Each Kernel is processed by spyre_kernel.py to convert it to a list of OpSpec (op_spec.py).
Finally, the codegen/ package translates OpSpec into SuperDSC JSON — the input format for the DeepTools back-end compiler.

Our intent is that the OpSpec will capture all important semantic information about the operation in a more human readable form than the SuperDSC JSON. Therefore, the OpSpec should be the primary artifact used to understand the output of the front-end compiler. Inspecting the SuperDSC JSON should only be necessary when debugging problems in the codegen package of the front-end compiler.

Extending Operations

We extend Inductor to compile Spyre-specific operations by adding Custom Operations. We modify how existing operations are compiled by adding Spyre-specific decompositions and lowerings. See Adding Operations for a step-by-step guide.

Custom Operations

Spyre-specific operations with no ATen equivalent are defined in customops.py using @torch.library.custom_op. Each custom op requires:

A signature definition (@custom_op)
A fake/meta function (@opname.register_fake)
Either a lowering + SpyreOpFuncs entry, or a decomposition that removes it from the graph before lowering

Decompositions

Spyre-specific decompositions are registered with @register_spyre_decomposition in decompositions.py. Decompositions transform complex ATen operations into simpler primitives before the graph is lowered to loop-level IR.

Lowerings

Spyre-specific lowerings to Inductor’s LoopLevelIR are defined in lowering.py using the @register_spyre_lowering decorator. This mechanism supports both the replacement of upstream lowerings and the addition of new lowerings for Spyre-specific custom operations.

Module Reference

The headline modules above are the ones a contributor reaches for first.
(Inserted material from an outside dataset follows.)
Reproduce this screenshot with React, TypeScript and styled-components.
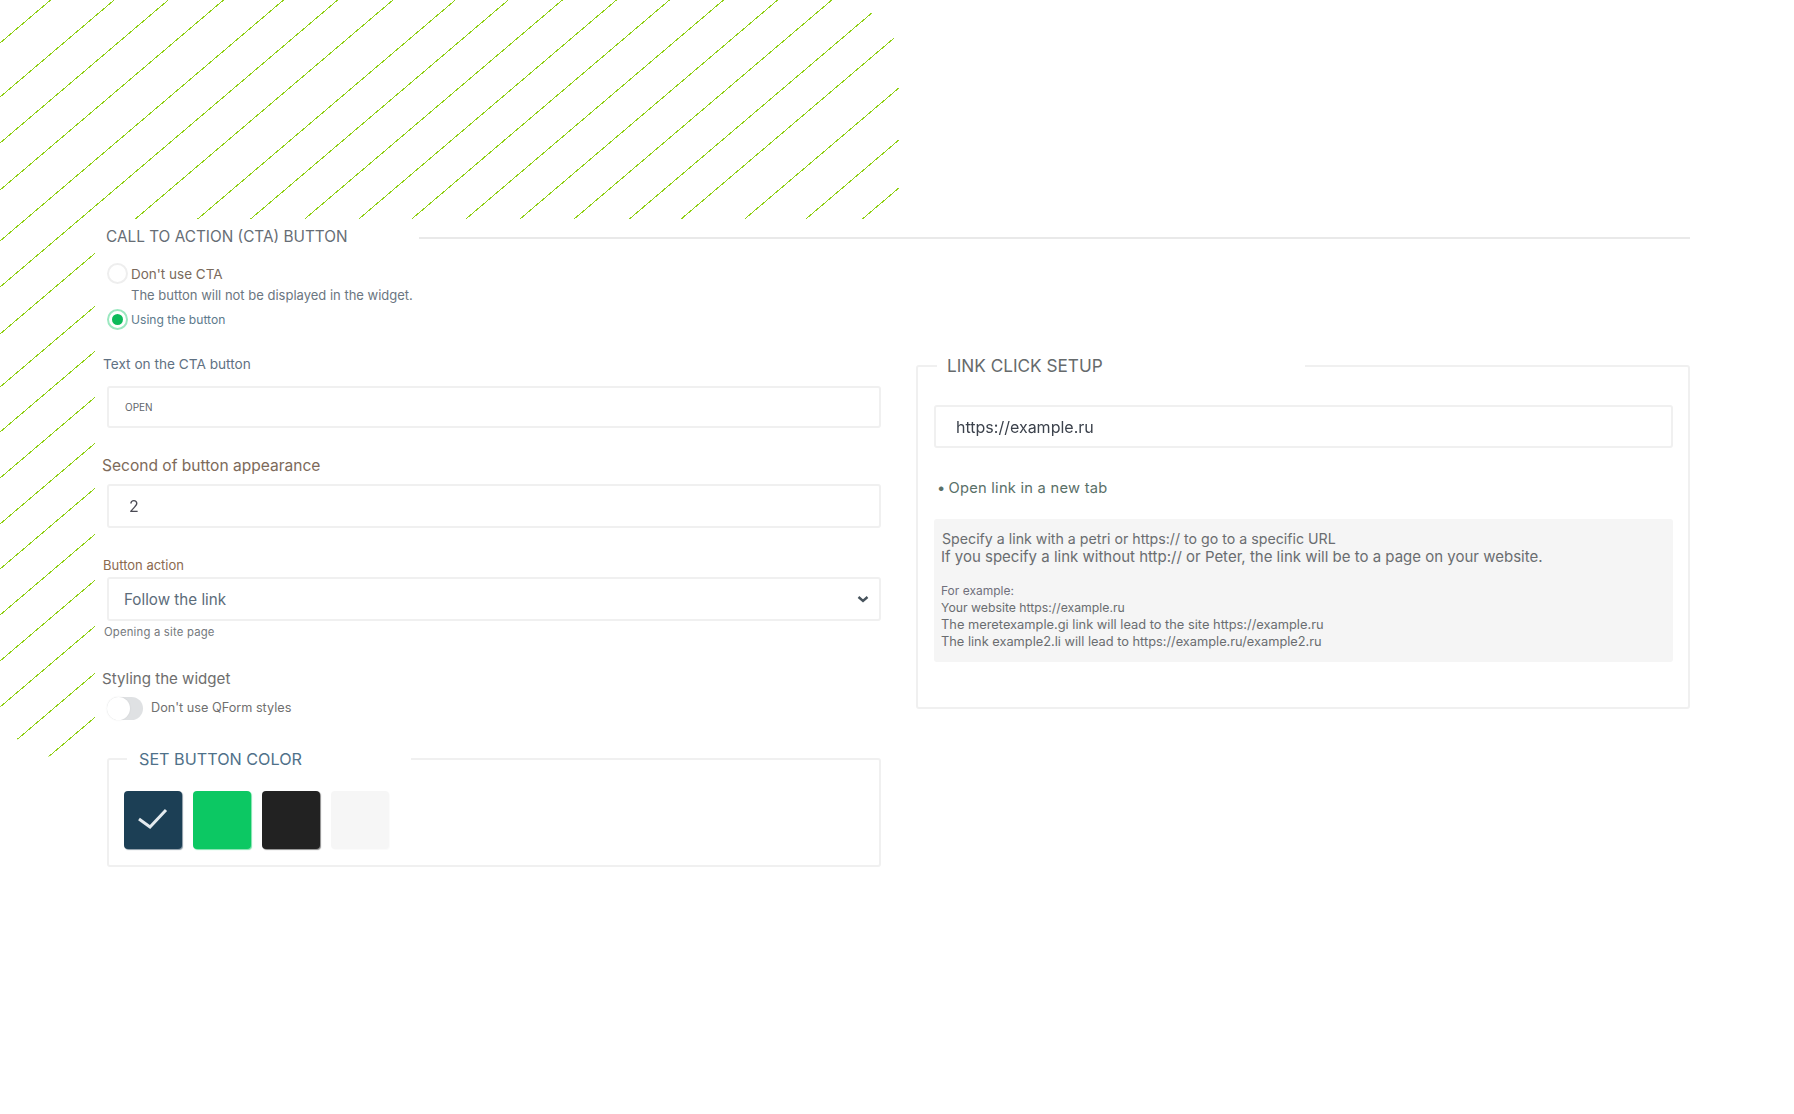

The front-end is also made up of a number of smaller modules; the table below names each and points to the source.

Module	Purpose
`passes.py`	The six extension-point classes, plus `_format_operations`, which renders the LoopLevelIR before and after the pre-scheduling pipeline.
`temp_passes.py`	Transitional FX-graph rewrites registered in `CustomPostPasses`: `bmm_unflatten_pass`, `mm_to_bmm_pass`, and `replace_scalar_with_tensor`. The “temp” name reflects the plan to retire them as upstream Inductor evolves.
`propagate_layouts.py`	`propagate_spyre_tensor_layouts` and `propagate_mutation_layouts`. Assigns `FixedTiledLayout` to every `ComputedBuffer`.
`optimize_restickify.py`	Optimizes restickify operations inserted by layout propagation.
`insert_restickify.py`	`insert_restickify`. Re-sticks tensors whose layout would otherwise be inconsistent.
`memory_planning.py`	Memory planning for Spyre device buffers.
`deadcode_elimination.py`	`deadcode_elimination` for the pre-scheduling LoopLevelIR.
`work_division.py`	`span_reduction`, `work_distribution`, `divide_pointwise_op`, `divide_reduction_op`, `apply_splits`. Two-pass work division: span reduction (mandatory) and work distribution (optional).
`scratchpad.py`	`scratchpad_planning`. LX scratchpad allocation, gated on `LX_PLANNING`.
`pass_utils.py`	Shared helpers for the pre-scheduling pipeline, including `splits_by_index_coeff` and `apply_splits_from_index_coeff`. These translate between iteration-variable splits and the index-coefficient-keyed splits stored on `ComputedBuffer.op_it_space_splits`.
`views.py`	`compute_coordinates`, `align_tensors`, `normalize_coordinates`, `Term`, `matching_dim`. Coordinate computation for memory-dep expressions and tensor alignment for fused kernels. Used by `spyre_kernel.py` and `work_division.py`.
`multi_dim_reduction_pass.py`	`decompose_multi_dim_reductions`. Splits a multi-dim reduction into a sequence of single-dim reductions.
`op_spec.py`	`OpSpec`, `TensorArg`, `UnimplementedOp`. The high-level per-operation artifact emitted by `spyre_kernel.py`.
`spyre_kernel.py`	Converts a fused kernel into a list of `OpSpec`s.
`padding.py`	`insert_padding`. Pads `mm`, `bmm`, and tensor methods to satisfy hardware alignment.
`fusion.py`	`spyre_fuse_nodes`. Post-fusion scheduler pass.
`wrapper.py`	`SpyrePythonWrapperCodegen`. The host-code generator that produces the Python wrapper around device kernels.
`codegen/`	`superdsc.py` (`SDSCArgs`, `SDSCSpec`, `parse_op_spec`, `compile_op_spec`, `_get_core_to_slice_mapping`, `_get_padded_iteration_space`, `_get_op_dim_labels`), `compute_ops.py` (`generate_sdsc`), `bundle.py` (`generate_bundle`). Translates `OpSpec` into SuperDSC JSON for the back-end compiler.
`config.py`	Spyre-specific Inductor configuration: `SENCORES`, `LX_PLANNING`, `DXP_LX_FRAC_AVAIL`.

torch.compile(..., dynamic=True) is supported through the static-binary path. Shapes are specialized at compile time and the resulting binary is reused across calls with the same input geometry.